The authors broke the United States down into a bit more than 3000 counties. Using data from the Centers for Disease Control and Prevention, they mapped cases of prostate cancer and deaths from prostate cancer across all of those counties, standardized for population size. That’s the variation we were just talking about.

Now…pesticides. This is trickier. Most of the data came from the National Water-Quality Assessment Project from the US Geological Survey. The survey catalogued 295 different pesticides, and the authors tallied up how many kilograms of each were used in each of those 3000-plus counties. Here’s the map for trifluralin, for example.

They did this in two time periods: 1997-2001 and 2002-2006. Given that prostate cancer takes a long time to develop and be diagnosed, they explored the relationship between the phase 1 pesticides with prostate cancer in 2011-2015, and the phase 2 pesticides with prostate cancer cases in 2016-2020.

Of course, a lot of things that happen at the county level might be related to prostate cancer that have nothing to do with pesticides. The authors adjusted for race, poverty levels, population density, agricultural product types, machinery utilization, farm valuation, and more.

But basically the question they asked — 295 times, one for each pesticide — is: Do counties with higher exposure to this pesticide have higher rates of prostate cancer?

When you do 295 statistical tests, you’re bound to get some false positives. To avoid this issue, the authors used that phase 1 pesticide time as a discovery cohort — a place to find potential carcinogens, but understanding that some false positives would sneak in. They then checked those potential carcinogens in phase 2, the validation cohort. And they present to us only the pesticides that were significantly associated with prostate cancer in both cohorts.

Twenty-two substances fit this bill, which I’m showing you here. Lines farther to the right imply a stronger link to prostate cancer.

Obviously, we can’t go through all of these, but I’ll highlight a few points. First, there isn’t a very consistent theme across these chemicals. Some are pesticides, some are herbicides. Some are fungicides. Chloropicrin, toward the bottom there, is an “all-purpose soil fumigant,” whatever that means — and, according to the US Department of State, was used as a chemical warfare agent by the Russians in Ukraine.

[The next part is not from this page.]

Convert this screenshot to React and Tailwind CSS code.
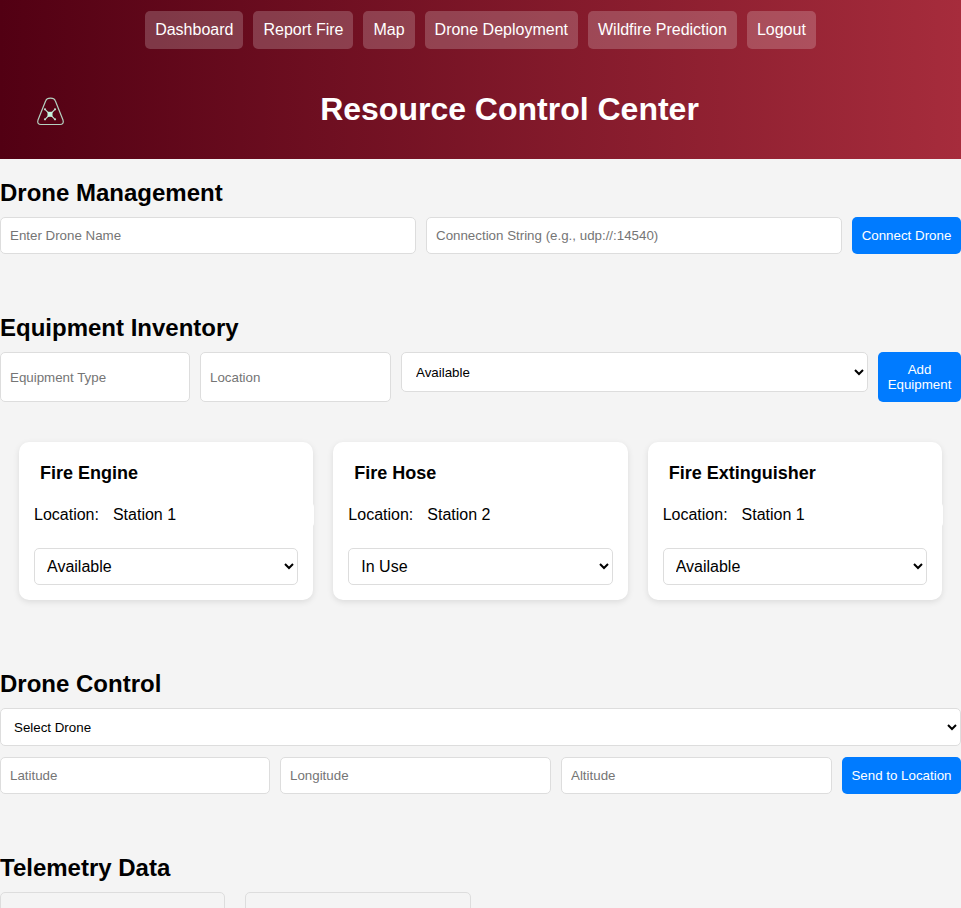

Four of these were also associated with prostate cancer mortality: trifluralin, cloransulam-methyl, diflufenzopyr, and thiamethoxam. One of those, trifluralin, is already classed by the Environmental Protection Agency as a possible human carcinogen, though some other studies have not corroborated these results. The other three are considered “not likely to be carcinogenic” or to have “evidence of non-carcinogenicity.”

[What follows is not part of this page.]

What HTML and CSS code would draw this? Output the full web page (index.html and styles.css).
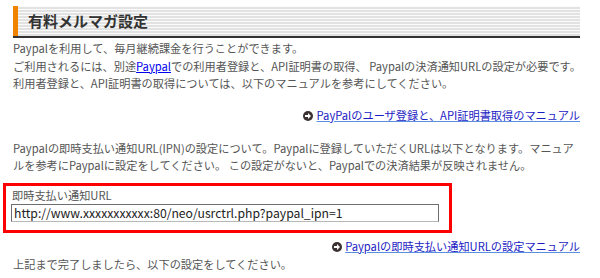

This highlights how difficult this type of research is. It’s clear that these substances aren’t carcinogenic the way, say, asbestos is carcinogenic, but that doesn’t mean they are completely safe. And picking up small signals of harm is just very difficult in a world full of millions of chemical exposures every day.

I would never use a study like this to call for a ban on a certain chemical. One of the limitations of any ecological study is that we have no idea whether the people who got prostate cancer in a county are the same people who were working with the pesticides. We have no blood or urine or hair samples, no biopsy tissue, no individual-level data at all. But a study like this informs the need for those deeper studies and — if we’re being honest — provides support for funding those more difficult, individual-level studies require.

As I implied at the beginning, there are two sides to this issue. Herbicides and pesticides have changed the world, and honestly for the better overall. But like all technology, there are benefits and harms. And if those harms can be mitigated by good science, so much the better. That’s what I call progress.